Is Royal Dutch Shell plc Still a Good Investment?

Is Royal Dutch Shell plc Still a Good Investment?

Royal Dutch Shell plc CEO Ben van Beurden recently warned that the company would miss fourth quarter expectations by a wide margin. Mr Beurden, who became the head of the Anglo-Dutch company two weeks ago, said adjusted earnings for the fourth quarter would be around $2.9 billion versus analyst expectations of $4.9 billion.

The stock fell by 4% before recovering and finishing down 0.9%.

The expected miss is a result of higher costs in exploration and refining and lower production in oil. Oil exploration is becoming more and more expensive now that the easy oil is gone. Refining in Europe is increasingly a losing proposition with American refiners using cheaper WTI and $4/MMBTU natural gas for inputs versus the more expensive Brent and $11/MMBTU natural gas for European refiners.

Royal Dutch Shell also saw lower oil production due to instability in Nigeria.

The company is not alone in feeling the pain. Fellow super-major Chevron recently warned that its fourth-quarter upstream earnings would not meet expectations due to lower oil production. Chevron's total earnings, however, will be comparable to its third-quarter total.

Short-term headwinds
Integrated oil majors generally make most of their profits upstream. In 2012, Chevron realized profits of $23.7 billion upstream versus $4.3 billion downstream. For the same year, Royal Dutch Shell earned $22.1 billion upstream versus $5.3 billion downstream.

Of the three super-majors, ExxonMobil is the most diversified. For 2012, it earned $29.9 billion upstream out of its total $44.9 net income.

Upstream profits depend on high Brent prices. Unfortunately several factors currently hinder Brent's rise:

  • Expectations of rising oil production and eventual exports from Iran

  • Lower risk premium for crude oil due to U.S. detente with Iran

  • Rising oil exports from Iraq (although this region may be unstable)

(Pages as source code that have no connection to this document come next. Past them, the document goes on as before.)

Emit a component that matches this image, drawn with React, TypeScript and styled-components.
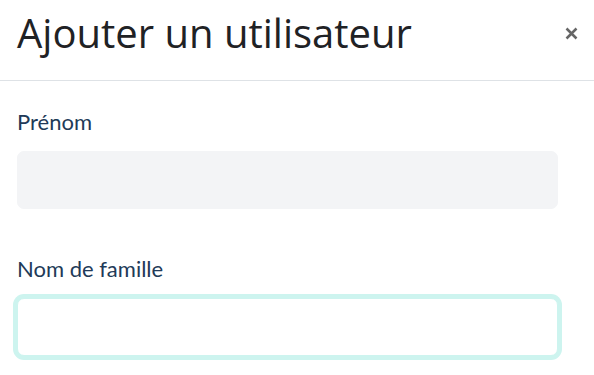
import styled, { createGlobalStyle } from 'styled-components';

const GlobalStyle = createGlobalStyle`
  body {
    margin: 0;
    background: #ffffff;
    font-family: "Open Sans", "Noto Sans", sans-serif;
  }
`;

const Modal = styled.div`
  width: 594px;
  height: 375px;
  overflow: hidden;
  background: #ffffff;
`;

const Header = styled.header`
  display: flex;
  align-items: center;
  justify-content: space-between;
  height: 81px;
  padding: 0 16px 0 17px;
  border-bottom: 1px solid #dee2e6;
  box-sizing: border-box;
`;

const Title = styled.h1`
  margin: 0;
  font-family: "Open Sans", "Noto Sans", sans-serif;
  font-size: 40px;
  font-weight: 400;
  color: #1f2225;
  line-height: 1;
  padding-bottom: 15px;
`;

const CloseButton = styled.button`
  border: none;
  background: none;
  padding: 0;
  margin-bottom: 14px;
  cursor: pointer;
  display: flex;
`;

const Body = styled.div`
  display: flex;
  flex-direction: column;
  padding: 28px 36px 0 17px;
  gap: 47px;
`;

const Field = styled.div`
  display: flex;
  flex-direction: column;
  gap: 16px;
`;

const Label = styled.label`
  font-family: Lato, "Open Sans", sans-serif;
  font-size: 22px;
  color: #213a58;
  line-height: 26px;
`;

const Input = styled.input<{ $focused?: boolean }>`
  height: 58px;
  box-sizing: border-box;
  border-radius: 7px;
  border: 1px solid ${({ $focused }) => ($focused ? '#cdf4ef' : '#f3f4f6')};
  background: ${({ $focused }) => ($focused ? '#ffffff' : '#f3f4f6')};
  box-shadow: ${({ $focused }) => ($focused ? '0 0 0 4px #cdf4ef' : 'none')};
  outline: none;
  font-size: 18px;
  padding: 0 14px;
`;

export default function App() {
  return (
    <Modal>
      <GlobalStyle />
      <Header>
        <Title>Ajouter un utilisateur</Title>
        <CloseButton aria-label="Fermer">
          <svg width="13" height="13" viewBox="0 0 13 13">
            <path d="M1.5 1.5 L11.5 11.5 M11.5 1.5 L1.5 11.5" stroke="#666666" strokeWidth="2.5" strokeLinecap="butt" />
          </svg>
        </CloseButton>
      </Header>
      <Body>
        <Field>
          <Label>Prénom</Label>
          <Input />
        </Field>
        <Field>
          <Label>Nom de famille</Label>
          <Input $focused />
        </Field>
      </Body>
    </Modal>
  );
}
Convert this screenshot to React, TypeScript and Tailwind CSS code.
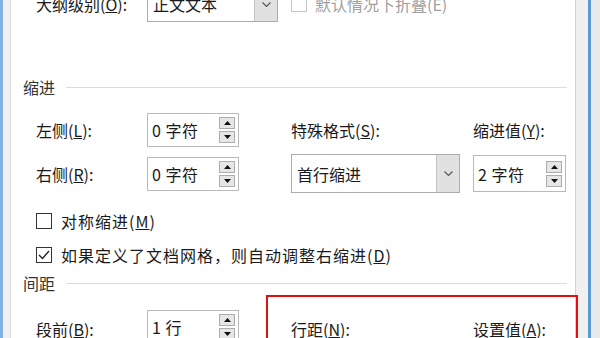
import React from "react";

const font = { fontFamily: '"Noto Sans CJK SC", "Noto Sans", sans-serif' };

function Spin({ value, width = "w-[92px]", height = "h-[34px]" }: { value: string; width?: string; height?: string }) {
  return (
    <div className={`${width} ${height} flex items-center justify-between border border-[#b9b9b9] bg-white pl-[4px] pr-[3px]`}>
      <span className="text-[16px] leading-none text-[#1a1a1a] tracking-[0.5px]">{value}</span>
      <div className="flex flex-col gap-[2px]">
        <div className="w-[16px] h-[12px] bg-[#e6e6e6] border border-[#adadad] flex items-center justify-center">
          <svg width="7" height="4" viewBox="0 0 7 4"><path d="M3.5 0L7 4H0z" fill="#111" /></svg>
        </div>
        <div className="w-[16px] h-[12px] bg-[#e6e6e6] border border-[#adadad] flex items-center justify-center">
          <svg width="7" height="4" viewBox="0 0 7 4"><path d="M0 0H7L3.5 4z" fill="#111" /></svg>
        </div>
      </div>
    </div>
  );
}

function Select({ value, width, height }: { value: string; width: string; height: string }) {
  return (
    <div className={`${width} ${height} flex border border-[#acacac] bg-white`}>
      <div className="flex-1 flex items-center pl-[5px] text-[16px] leading-none text-[#1a1a1a]">{value}</div>
      <div className="w-[23px] bg-[#e1e1e1] border-l border-[#c4c4c4] flex items-center justify-center">
        <svg width="9" height="5" viewBox="0 0 9 5"><path d="M0.5 0.5l4 4 4-4" stroke="#555" strokeWidth="1.1" fill="none" /></svg>
      </div>
    </div>
  );
}

function Checkbox({ checked = false, disabled = false }: { checked?: boolean; disabled?: boolean }) {
  return (
    <div className={`w-[16px] h-[16px] border bg-white flex items-center justify-center ${disabled ? "border-[#c6c6c6]" : "border-[#333]"}`}>
      {checked && (
        <svg width="12" height="10" viewBox="0 0 12 10"><path d="M1 5l3.5 3.5L11 1" stroke="#222" strokeWidth="1.4" fill="none" /></svg>
      )}
    </div>
  );
}

function Heading({ text }: { text: string }) {
  return (
    <div className="flex items-center h-[20px] pl-[12px] pr-[8px]">
      <span className="text-[16px] leading-none text-[#333] w-[43px]">{text}</span>
      <div className="flex-1 h-px bg-[#dcdcdc]" />
    </div>
  );
}

export default function App() {
  return (
    <div className="relative w-[600px] h-[338px] overflow-hidden flex bg-white" style={font}>
      {/* left window edge */}
      <div className="w-[3px] bg-[#7fb2e2]" />
      <div className="w-[8px] bg-[#f0f0f0] border-r border-[#dadada]" />

      {/* dialog body */}
      <div className="w-[564px] flex flex-col text-[#1a1a1a]">
        {/* 大纲级别 */}
        <div className="flex items-center h-[36px] mt-[-14px] pl-[25px]">
          <span className="w-[111px] text-[16px] leading-none">大纲级别(<u>O</u>):</span>
          <Select value="正文文本" width="w-[131px]" height="h-[36px]" />
          <div className="ml-[13px] flex items-center gap-[8px] text-[#a0a0a0]">
            <Checkbox disabled />
            <span className="text-[16px] leading-none">默认情况下折叠(E)</span>
          </div>
        </div>

        <div className="mt-[55px]">
          <Heading text="缩进" />
        </div>

        {/* 左侧 row */}
        <div className="flex items-center h-[34px] mt-[16px] pl-[25px]">
          <span className="w-[111px] text-[16px] leading-none">左侧(<u>L</u>):</span>
          <Spin value="0 字符" />
          <span className="ml-[52px] w-[182px] text-[16px] leading-none">特殊格式(<u>S</u>):</span>
          <span className="text-[16px] leading-none">缩进值(<u>Y</u>):</span>
        </div>

        {/* 右侧 row */}
        <div className="flex items-center h-[39px] mt-[7px] pl-[25px]">
          <span className="w-[111px] text-[16px] leading-none">右侧(<u>R</u>):</span>
          <Spin value="0 字符" />
          <div className="ml-[52px]">
            <Select value="首行缩进" width="w-[169px]" height="h-[39px]" />
          </div>
          <div className="ml-[13px]">
            <Spin value="2 字符" width="w-[93px]" height="h-[37px]" />
          </div>
        </div>

        <div className="flex items-center gap-[9px] h-[20px] mt-[20px] pl-[25px]">
          <Checkbox />
          <span className="text-[16px] leading-none tracking-[1px]">对称缩进(<u>M</u>)</span>
        </div>

        <div className="flex items-center gap-[9px] h-[20px] mt-[18px] pl-[25px]">
          <Checkbox checked />
          <span className="text-[16px] leading-none tracking-[1px]">如果定义了文档网格，则自动调整右缩进(<u>D</u>)</span>
        </div>

        <div className="mt-[10px]">
          <Heading text="间距" />
        </div>

        {/* 段前 row */}
        <div className="flex items-start h-[34px] mt-[17px] pl-[25px]">
          <span className="w-[111px] text-[16px] leading-none mt-[11px]">段前(<u>B</u>):</span>
          <Spin value="1 行" />
          <span className="ml-[52px] w-[182px] text-[16px] leading-none mt-[11px]">行距(<u>N</u>):</span>
          <span className="text-[16px] leading-none mt-[11px]">设置值(<u>A</u>):</span>
        </div>
      </div>

      {/* right window edge */}
      <div className="w-[13px] bg-[#f0f0f0] border-l border-[#d4d4d4]" />
      <div className="w-[3px] bg-[#5b9bd5]" />
      <div className="flex-1 bg-[#e9e9e9]" />

      {/* red annotation box */}
      <div className="absolute left-[266px] top-[295px] w-[312px] h-[60px] border-2 border-[#e01010]" />
    </div>
  );
}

  • China's economy is still weak -- China's implied oil demand rose by only 1.6% in 2013

  • Saudi Arabia, which has historically cut production to prop up oil prices in times of oversupply, recently said it will no longer unilaterally cut oil production unless other OPEC countries do as well -- Saudi Arabia needs as much oil revenue as it can get to finance its generous social programs

  • Continued increase in U.S. oil production due to the shale revolution: According to the Energy Information Agency, U.S. crude oil production rose by 1 million barrels/d in 2013 to reach the highest level in 24 years -- the U.S. increase in oil production was higher than the combined increase of oil production in the rest of the world

  • Higher vehicle efficiency mandates: The White House has a mandate of reaching average fuel economy of 54.5 miles per gallon for vehicles by 2025 -- the mandate will save 12 billion barrels of oil.

While their upstream revenue growth is largely constrained due to range-bound Brent, Royal Dutch Shell and other super-majors are seeing higher production costs. They are seeing higher costs because they are increasingly competing against well-funded national oil companies and Chinese oil companies whose number one objective may not be to optimize profits. These state companies sometimes bid up projects to unattractive levels.

The bottom line
To counter short-term headwinds and improve capital allocation efficiency, Royal Dutch Shell announced that it will divest $15 billion in non-core assets over the next two years. The company canceled plans to build a $20 billion gas-to-liquids plant in Louisiana last month. It recently sold some projects in the North Sea. It may also divest some of its assets in Nigeria.

In the long term, Royal Dutch Shell should still do well. Management expects annual production to increase to 4 million bboe/d by 2017 from the current 3.3 million bboe/d. If management can execute, even if the price of Brent stays the same, Royal Dutch Shell will see higher profits based on production volume increases alone.

Another positive is that Royal Dutch Shell is the world leader in LNG, with 22 million tons of LNG production in 2013. LNG demand is increasing rapidly. Many analysts expect LNG demand to double to 500 million tons a year by 2025.

By warning before earnings on January 30, Beurden is getting the bad items out of the way so he can work with a clean slate. Large oil companies optimize their energy portfolios for the long term, so they may at times disappoint in the short term. If Royal Dutch Shell can improve its capital allocation efficiency, it will continue to be a good investment for the long term.